Since the entities will have a burden of keeping a check on the rumours, there is a need to formulate guidelines directing composition of an internal body in the entity that will specifically monitor the rumours and adhere to all the compliances with respect to rumour verification. This will ensure that verification is efficiently undertaken and communicated well on time to the public.

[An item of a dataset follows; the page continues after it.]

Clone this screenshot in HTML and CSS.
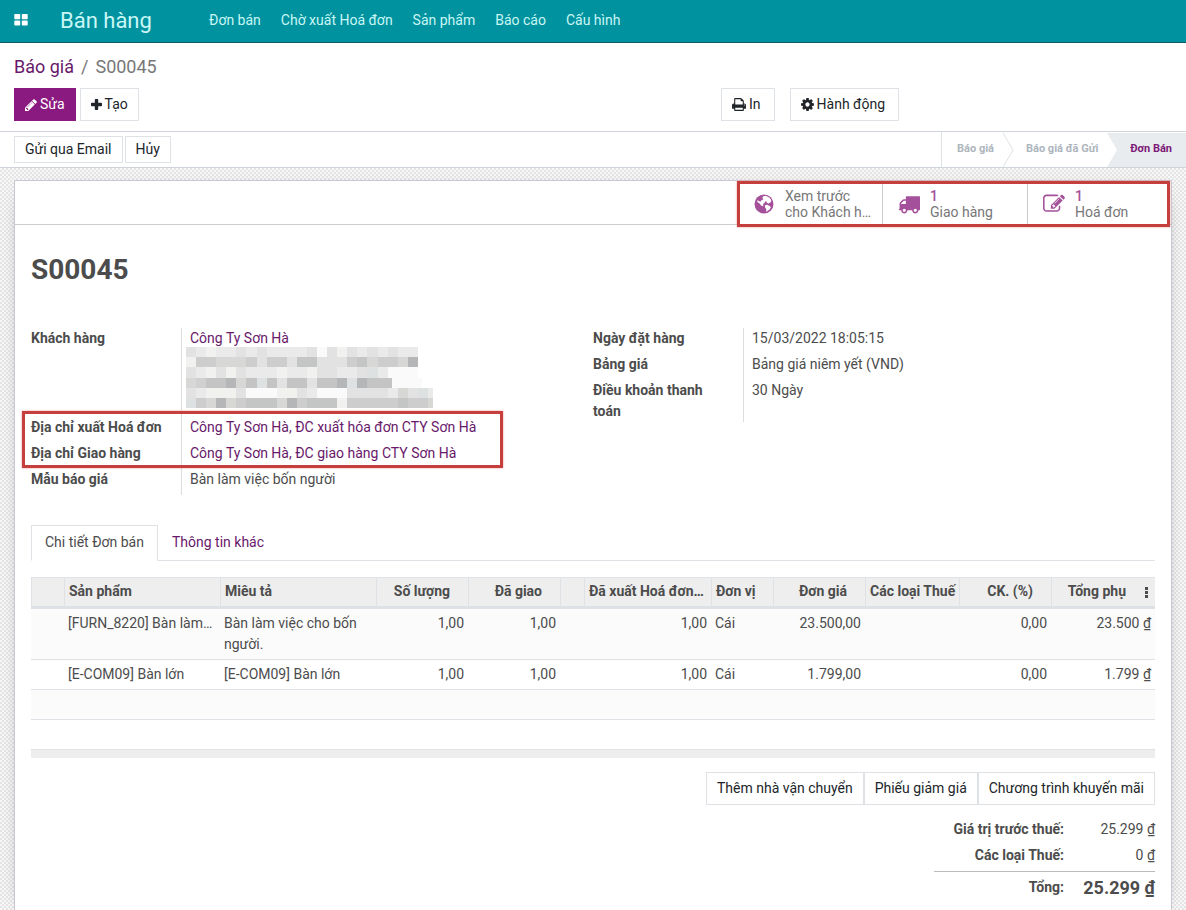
FILE: index.html
```html
<!DOCTYPE html>
<html lang="vi">
<head>
<meta charset="utf-8">
<title>S00045 - Bán hàng</title>
<link rel="stylesheet" href="styles.css">
</head>
<body>
<header class="navbar">
  <button class="apps" aria-label="Ứng dụng"><svg width="14" height="12" viewBox="0 0 14 12"><path fill="currentColor" d="M1 0h4.500a.7.700 0 0 1 .7.700v3.900a.7.700 0 0 1-.7.700H1a.7.700 0 0 1-.7-.7V.7A.7.700 0 0 1 1 0zm7.800 0h4.200a.7.700 0 0 1 .7.700v3.900a.7.700 0 0 1-.7.700H8.500a.7.700 0 0 1-.7-.7V.7a.7.700 0 0 1 .7-.7zM1 6.500h4.500a.7.700 0 0 1 .7.700v3.600a.7.700 0 0 1-.7.700H1a.7.700 0 0 1-.7-.7V7.200a.7.700 0 0 1 .7-.7zm7.800 0h4.200a.7.700 0 0 1 .7.700v3.600a.7.700 0 0 1-.7.700H8.500a.7.700 0 0 1-.7-.7V7.200a.7.700 0 0 1 .7-.7z"/></svg></button>
  <a class="brand" href="#">Bán hàng</a>
  <nav class="menu">
    <a href="#">Đơn bán</a><a href="#">Chờ xuất Hoá đơn</a><a href="#">Sản phẩm</a><a href="#">Báo cáo</a><a href="#">Cấu hình</a>
  </nav>
</header>
<section class="control-panel">
  <nav class="breadcrumb"><a href="#">Báo giá</a><span>/</span><span>S00045</span></nav>
  <div class="actions">
    <div class="actions-left">
      <button class="btn primary"><svg class="icon" width="12" height="14" viewBox="0 0 1536 1792"><path fill="currentColor" transform="matrix(1 0 0 -1 0 1536)" d="M363 0l91 91l-235 235l-91 -91v-107h128v-128h107zM886 928q0 22 -22 22q-10 0 -17 -7l-542 -542q-7 -7 -7 -17q0 -22 22 -22q10 0 17 7l542 542q7 7 7 17zM832 1120l416 -416l-832 -832h-416v416zM1515 1024q0 -53 -37 -90l-166 -166l-416 416l166 165q36 38 90 38q53 0 91 -38l235 -234q37 -39 37 -91z"/></svg>Sửa</button>
      <button class="btn"><svg class="icon" width="11" height="11" viewBox="0 0 11 11"><path fill="currentColor" d="M4.600 0h1.800q.8 0 .8.800v3h3q.8 0 .8.800v1.800q0 .8-.8.800h-3v3q0 .8-.8.800H4.600q-.8 0-.8-.8v-3h-3Q0 7.200 0 6.400V4.600q0-.8.800-.8h3v-3q0-.8.800-.8z"/></svg>Tạo</button>
    </div>
    <div class="actions-right">
      <button class="btn menu-btn"><svg class="icon" width="14" height="15" viewBox="0 0 1664 1792"><path fill="currentColor" transform="matrix(1 0 0 -1 0 1536)" d="M384 0h896v256h-896v-256zM384 640h896v384h-160q-40 0 -68 28t-28 68v160h-640v-640zM1536 576q0 26 -19 45t-45 19t-45 -19t-19 -45t19 -45t45 -19t45 19t19 45zM1664 576v-416q0 -13 -9.500 -22.500t-22.500 -9.500h-224v-160q0 -40 -28 -68t-68 -28h-960q-40 0 -68 28t-28 68v160h-224q-13 0 -22.500 9.500t-9.500 22.500v416q0 79 56.500 135.500t135.500 56.500h64v544q0 40 28 68t68 28h672q40 0 88 -20t76 -48l152 -152q28 -28 48 -76t20 -88v-256h64q79 0 135.500 -56.500t56.500 -135.500z"/></svg>In</button>
      <button class="btn menu-btn"><svg class="icon" width="13" height="15" viewBox="0 0 1536 1792"><path fill="currentColor" transform="matrix(1 0 0 -1 0 1536)" d="M1024 640q0 106 -75 181t-181 75t-181 -75t-75 -181t75 -181t181 -75t181 75t75 181zM1536 749v-222q0 -12 -8 -23t-20 -13l-185 -28q-19 -54 -39 -91q35 -50 107 -138q10 -12 10 -25t-9 -23q-27 -37 -99 -108t-94 -71q-12 0 -26 9l-138 108q-44 -23 -91 -38q-16 -136 -29 -186q-7 -28 -36 -28h-222q-14 0 -24.500 8.500t-11.500 21.500l-28 184q-49 16 -90 37l-141 -107q-10 -9 -25 -9q-14 0 -25 11q-126 114 -165 168q-7 10 -7 23q0 12 8 23q15 21 51 66.500t54 70.500q-27 50 -41 99l-183 27q-13 2 -21 12.500t-8 23.500v222q0 12 8 23t19 13l186 28q14 46 39 92q-40 57 -107 138q-10 12 -10 24q0 10 9 23q26 36 98.500 107.500t94.500 71.500q13 0 26 -10l138 -107q44 23 91 38q16 136 29 186q7 28 36 28h222q14 0 24.500 -8.500t11.500 -21.500l28 -184q49 -16 90 -37l142 107q9 9 24 9q13 0 25 -10q129 -119 165 -170q7 -8 7 -22q0 -12 -8 -23q-15 -21 -51 -66.500t-54 -70.500q26 -50 41 -98l183 -28q13 -2 21 -12.500t8 -23.500z"/></svg>Hành động</button>
    </div>
  </div>
</section>
<section class="statusbar">
  <div class="status-buttons"><button class="btn small">Gửi qua Email</button><button class="btn small">Hủy</button></div>
  <div class="stages">
    <button class="stage first">Báo giá</button>
    <svg width="12" height="34" viewBox="0 0 12 34"><path d="M1 0l10 17L1 34" fill="none" stroke="#dee2e6"/></svg>
    <button class="stage">Báo giá đã Gửi</button>
    <svg width="12" height="34" viewBox="0 0 12 34"><path d="M0 0h12v34H0l10-17z" fill="#e9ecef"/></svg>
    <button class="stage active">Đơn Bán</button>
  </div>
</section>
<main class="backdrop">
  <article class="sheet">
    <div class="button-box">
      <div class="stat-group">
        <button class="stat"><svg width="22" height="22" viewBox="0 0 22 22"><circle cx="11" cy="11" r="9.500" fill="currentColor"/><path fill="#fff" d="M9.800 3.400l3-.6 3.800 1.900 1.700 2.600-.6 1.900-2 1.400-1.600-.6-.9-1.700-1.300.5-.5 1.500-1.500.8.600 1.300-1 .8-1.600-.9-1.300-1.900L4.300 9l.3-2 1.500 1.300 1.600.3 1-1.500 1.700-.7-.9-1.500zM12 12.300l2-.5 2.700 1.300 1.200 1.200-1.300 2.200-1.900 1.300-1 1-.6-.3.300-2.200-1.300-1.800z"/></svg><span class="stat-text"><span>Xem trước</span><span>cho Khách h…</span></span></button>
        <button class="stat"><svg width="22" height="22" viewBox="0 0 1792 1792"><path fill="currentColor" fill-rule="evenodd" d="M640 1408q0-52-38-90t-90-38-90 38-38 90 38 90 90 38 90-38 38-90zM256 896h384V640H482q-13 0-22 9L265 844q-9 9-9 22zM1536 1408q0-52-38-90t-90-38-90 38-38 90 38 90 90 38 90-38 38-90zM1792 320v1024q0 15-4 26.500t-13.500 18.500-16.500 11.500-23.500 6-22.500 2-25.500 0-22.500-.5q0 106-75 181t-181 75-181-75-75-181H768q0 106-75 181t-181 75-181-75-75-181h-64q-3 0-22.500.5t-25.500 0-22.500-2-23.500-6-16.500-11.500-13.500-18.500-4-26.500q0-26 19-45t45-19V960q0-8-.5-35t0-38 2.500-34.500 6.500-37 14-30.500 22.500-30l198-198q19-19 50.500-32t58.500-13h160V320q0-26 19-45t45-19h1024q26 0 45 19t19 45z"/></svg><span class="stat-text"><span class="count">1</span><span>Giao hàng</span></span></button>
        <button class="stat"><svg width="22" height="22" viewBox="0 0 1792 1792"><path fill="currentColor" transform="matrix(1 0 0 -1 0 1536)" d="M888 352l116 116l-152 152l-116 -116v-56h96v-96h56zM1328 1072q-16 16 -33 -1l-350 -350q-17 -17 -1 -33t33 1l350 350q17 17 1 33zM1408 478v-190q0 -119 -84.500 -203.500t-203.500 -84.500h-832q-119 0 -203.500 84.500t-84.500 203.500v832q0 119 84.500 203.500t203.500 84.500h832q63 0 117 -25q15 -7 18 -23q3 -17 -9 -29l-49 -49q-14 -14 -32 -8q-23 6 -45 6h-832q-66 0 -113 -47t-47 -113v-832q0 -66 47 -113t113 -47h832q66 0 113 47t47 113v126q0 13 9 22l64 64q15 15 35 7t20 -29zM1312 1216l288 -288l-672 -672h-288v288zM1756 1084l-92 -92l-288 288l92 92q28 28 68 28t68 -28l152 -152q28 -28 28 -68t-28 -68z"/></svg><span class="stat-text"><span class="count">1</span><span>Hoá đơn</span></span></button>
      </div>
    </div>
    <div class="sheet-body">
      <h1 class="title">S00045</h1>
      <div class="groups">
        <dl class="fields">
          <dt>Khách hàng</dt><dd><a href="#">Công Ty Sơn Hà</a>
            <svg class="mosaic" width="247" height="61" viewBox="0 0 24.500 6" preserveAspectRatio="none" shape-rendering="crispEdges" aria-hidden="true">
              <path fill="#eaeaea" d="M0 0h23v1H0zM0 2h20v1H0zM0 4h24.500v1H0z"/>
              <path fill="#cdcdcd" d="M0 1h23v1H0zM0 5h24.500v1H0z"/>
              <path fill="#c4c4c4" d="M0 3h20.400v1H0z"/>
              <path stroke="#fafafa" d="M13 .5h1M20 2.500h3M20.400 3.500h3M6 4.500h3M13 4.500h3"/>
              <path stroke="#f1f1f0" d="M2 .5h1M15 .5h1M0 1.500h1M2 2.500h1M4 2.500h1M9 2.500h1M12 2.500h1M2 4.500h3M9 4.500h2M15 5.500h1"/>
              <path stroke="#e2e2e2" d="M0 .5h1M5 .5h1M7 .5h1M12 .5h1M14 .5h1M16 .5h1M18 .5h1M20 .5h1M7 1.500h1M10 1.500h1M13 1.500h3M0 2.500h1M3 2.500h1M5 2.500h1M13 2.500h2M17 2.500h1M9 3.500h1M12 3.500h1M0 4.500h1M5 4.500h1M11 4.500h1M16 4.500h4M22 4.500h1"/>
              <path stroke="#dde1e2" d="M18 2.500h1M7 3.500h1M16 3.500h1M0 5.500h1M23 4.500h1"/>
              <path stroke="#d7d7d6" d="M3 1.500h3M18 1.500h1M21 1.500h1M0 3.500h1M5 3.500h1M21 4.500h1M2 5.500h1M4 5.500h1M9 5.500h1M24 5.500h.5"/>
              <path stroke="#d0d0d0" d="M1 3.500h1"/>
              <path stroke="#c4c6c6" d="M11 1.500h2M17 1.500h1M6 5.500h3M12 5.500h3M21 5.500h1"/>
              <path stroke="#b5b6b7" d="M22 1.500h1M4 3.500h1M15 3.500h1M17 3.500h1M3 5.500h1M10 5.500h1"/>
            </svg></dd>
          <dt>Địa chỉ xuất Hoá đơn</dt><dd><a href="#">Công Ty Sơn Hà, ĐC xuất hóa đơn CTY Sơn Hà</a></dd>
          <dt>Địa chỉ Giao hàng</dt><dd><a href="#">Công Ty Sơn Hà, ĐC giao hàng CTY Sơn Hà</a></dd>
          <dt>Mẫu báo giá</dt><dd>Bàn làm việc bốn người</dd>
          <dd class="highlight" aria-hidden="true"></dd>
        </dl>
        <dl class="fields compact">
          <dt>Ngày đặt hàng</dt><dd>15/03/2022 18:05:15</dd>
          <dt>Bảng giá</dt><dd>Bảng giá niêm yết (VND)</dd>
          <dt>Điều khoản thanh toán</dt><dd>30 Ngày</dd>
        </dl>
      </div>
      <div class="tabs"><button class="tab active">Chi tiết Đơn bán</button><button class="tab">Thông tin khác</button></div>
      <table class="lines">
        <colgroup><col class="w33"><col class="w156"><col class="w156"><col class="w92"><col class="w92"><col class="w24"><col class="w127"><col class="w62"><col class="w92"><col class="w94"><col class="w92"><col class="w88"><col class="w16"></colgroup>
        <thead><tr><th></th><th>Sản phẩm</th><th>Miêu tả</th><th class="num">Số lượng</th><th class="num">Đã giao</th><th></th><th>Đã xuất Hoá đơn…</th><th>Đơn vị</th><th class="num">Đơn giá</th><th>Các loại Thuế</th><th class="num">CK. (%)</th><th class="num last">Tổng phụ</th><th class="more"><button aria-label="Tùy chọn cột"><svg width="4" height="11" viewBox="0 0 4 11"><path fill="currentColor" d="M0 0h3v3H0zM0 4h3v3H0zM0 8h3v3H0z"/></svg></button></th></tr></thead>
        <tbody>
          <tr><td></td><td class="clip">[FURN_8220] Bàn làm…</td><td>Bàn làm việc cho bốn người.</td><td class="num">1,00</td><td class="num">1,00</td><td></td><td class="num">1,00</td><td>Cái</td><td class="num">23.500,00</td><td></td><td class="num">0,00</td><td class="num" colspan="2">23.500 ₫</td></tr>
          <tr><td></td><td class="clip">[E-COM09] Bàn lớn</td><td>[E-COM09] Bàn lớn</td><td class="num">1,00</td><td class="num">1,00</td><td></td><td class="num">1,00</td><td>Cái</td><td class="num">1.799,00</td><td></td><td class="num">0,00</td><td class="num" colspan="2">1.799 ₫</td></tr>
          <tr><td colspan="13">&nbsp;</td></tr>
          <tr><td colspan="13">&nbsp;</td></tr>
        </tbody>
        <tfoot><tr><td colspan="13"></td></tr></tfoot>
      </table>
      <div class="extra"><button class="btn">Thêm nhà vận chuyển</button><button class="btn">Phiếu giảm giá</button><button class="btn">Chương trình khuyến mãi</button></div>
      <table class="totals">
        <tr><th scope="row">Giá trị trước thuế:</th><td>25.299 ₫</td></tr>
        <tr><th scope="row">Các loại Thuế:</th><td>0 ₫</td></tr>
        <tr class="grand"><th scope="row">Tổng:</th><td>25.299 ₫</td></tr>
      </table>
    </div>
  </article>
</main>
</body>
</html>
```

FILE: styles.css
```css
* { box-sizing: border-box; }
body { margin: 0; font: 14px/21px Roboto, "Noto Sans", sans-serif; color: #4c4c4c; background: #fff; }
button { font: inherit; color: inherit; background: none; border: 0; padding: 0; margin: 0; cursor: pointer; }
a { color: #68196a; text-decoration: none; }
.navbar { display: flex; align-items: center; height: 43px; padding: 0 14px 2px; background: #00929f; border-bottom: 1px solid #0b5c68; color: #c9f7f5; }
.navbar a { color: inherit; }
.apps { display: flex; color: #fff; width: 46px; }
.brand { font-size: 22px; width: 149px; }
.menu { display: flex; gap: 20px; }
.control-panel { padding: 12px 14px 10px; border-bottom: 1px solid #ced4da; }
.breadcrumb { display: flex; gap: 7px; font-size: 18px; line-height: 24px; color: #777; }
.actions { display: flex; margin-top: 9px; }
.actions-left { display: flex; gap: 4px; flex: 707; }
.actions-right { display: flex; gap: 15px; flex: 451; }
.btn { display: inline-flex; align-items: center; gap: 3px; height: 33px; padding: 0 10px; border: 1px solid #dee2e6; background: #fff; color: #212529; white-space: nowrap; }
.primary { background: #8a1a80; border-color: #8a1a80; color: #fff; }
.menu-btn { padding-right: 13px; }
.small { height: 27px; }
.icon { flex: none; }
.statusbar { display: flex; justify-content: space-between; height: 36px; border-bottom: 1px solid #ced4da; }
.status-buttons { display: flex; align-items: center; gap: 2px; padding-left: 14px; }
.stages { display: flex; font-size: 11px; font-weight: 700; color: #adb5bd; border-left: 1px solid #dee2e6; padding-top: 1px; }
.stage { padding: 0 9px 4px 12px; }
.stage.first { padding: 0 8px 4px 15px; }
.stage.active { background: #e9ecef; color: #7c1a78; padding: 0 14px 4px 11px; }
.backdrop { padding: 12px 14px 0; background: repeating-conic-gradient(#e5e5e5 0 25%, #f7f7f7 0 50%) 0 0 / 4px 4px; }
.sheet { background: #fff; border: 1px solid #c8c8d3; border-bottom: 0; box-shadow: 0 5px 20px -15px #000; min-height: 730px; }
.button-box { display: flex; justify-content: flex-end; height: 44px; border-bottom: 1px solid #ccc; }
.stat-group { position: relative; display: flex; }
.stat-group::after, .highlight { content: ""; position: absolute; border: 3px solid #c5403d; box-shadow: 0 0 2px #e99; pointer-events: none; }
.stat-group::after { inset: 0 1px -3px 0; }
.stat { display: flex; align-items: center; gap: 10px; width: 145px; padding: 3px 8px 0 15px; color: #a4509a; border-left: 1px solid #ccc; text-align: left; line-height: 16px; }
.stat:last-child { width: 144px; }
.stat svg { flex: none; }
.stat-text { display: flex; flex-direction: column; min-width: 0; color: #777; white-space: nowrap; }
.stat-text .count { color: #a4509a; font-weight: 500; }
.sheet-body { padding: 25px 16px 0; }
.title { margin: 0; font-size: 28px; line-height: 40px; font-weight: 700; }
.groups { display: grid; grid-template-columns: 1fr 1fr; margin-top: 38px; align-items: start; }
.fields { position: relative; display: grid; grid-template-columns: 150px 1fr; margin: 0; }
.fields dt { font-weight: 700; padding-bottom: 5px; padding-right: 12px; }
.fields dd { margin: 0; border-left: 1px solid #ddd; padding: 0 0 5px 8px; }
.compact dt:last-of-type { padding-bottom: 0; }
.mosaic { display: block; margin: -2px 0 4px -4px; }
.fields .highlight { left: -9px; top: 83px; width: 481px; height: 57px; border-left: 3px solid #c5403d; }
.tabs { display: flex; margin-top: 30px; border-bottom: 1px solid #dee2e6; }
.tab { margin-bottom: -1px; padding: 6px 13px 7px; border: 1px solid transparent; color: #68196a; }
.tab.active { border-color: #dee2e6; border-bottom-color: #fff; color: #4c4c4c; background: #fff; }
.lines { width: 100%; margin-top: 16px; table-layout: fixed; border-collapse: separate; border-spacing: 0; }
.w33 { width: 33px; } .w156 { width: 156px; } .w92 { width: 92px; } .w24 { width: 24px; } .w127 { width: 127px; } .w62 { width: 62px; } .w94 { width: 94px; } .w88 { width: 88px; } .w16 { width: 16px; }
.lines th { height: 32px; padding: 3px 0 4px 4px; font-weight: 700; text-align: left; background: #eee; border-left: 1px solid #dee2e6; border-top: 1px solid #dee2e6; border-bottom: 3px solid #dee2e6; white-space: nowrap; }
.lines td { padding: 4px; vertical-align: top; border-bottom: 1px solid #dee2e6; }
.lines .num { text-align: right; }
.lines th.num { padding-right: 18px; }
.lines th.last { padding-right: 13px; }
.lines th.more { border-left: 0; padding: 0; text-align: center; }
.more button { display: inline-flex; vertical-align: middle; }
.lines .clip { white-space: nowrap; }
.lines tbody tr:nth-child(odd) { background: #fbfbfb; }
.lines tfoot td { height: 8px; padding: 0; background: #eee; border: 0; }
.extra { display: flex; justify-content: flex-end; margin-top: 14px; }
.totals { margin: 14px 0 0 auto; border-collapse: collapse; width: 221px; }
.totals th { font-weight: 700; text-align: right; padding: 0 0 5px; width: 130px; }
.totals td { text-align: right; padding: 0 0 5px; }
.grand { border-top: 1px solid #bbb; }
.totals .grand td { font-size: 18px; font-weight: 700; padding-top: 4px; }
.totals .grand th { padding-top: 5px; }
```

The amendment is based on the general presumption that after public clarification, rumours will be known to the public within 24 hours. Further, the listed company verifies the rumour in a forum, which differs from the forum where it was published (i.e., mainstream media). The verification, which becomes available to the public within 24 hours, does not necessarily become “known” to the public simultaneously. The material price movements may occur even beyond the timeline (i.e. 24 hours). The SEBI (Prohibition of Insider Trading) Regulations, 2015, states that the disclosure, capable of market assimilation, takes place only 48 hours after its release. The mode of transmission being the same in both regulations raises questions about the regulator’s specification of a separate timeline. The clarification on the pertaining timeline and other amendments would bring a definitive change in the entire functioning of the present framework. 

Conclusion

The rumour verification framework highlights a significant advancement in ensuring transparency and accountability while focusing on feasible implementation. SEBI’s efficient measures to implement timely disclosures and the concept of the unaffected price will protect transactional values from the effect of rumours, which are not verified, and provide a fair trading environment. At the same time, challenges and gaps encircle the framework, which can be bridged by efficient implementation and clarifications. Adapting the rumour verification framework will be crucial to its way forward.

The proactive approach will be crucial in navigating the future market dynamics and building a robust securities market ecosystem in India. The framework is a significant achievement in regulatory practice and improving the effectiveness of Indian financial markets.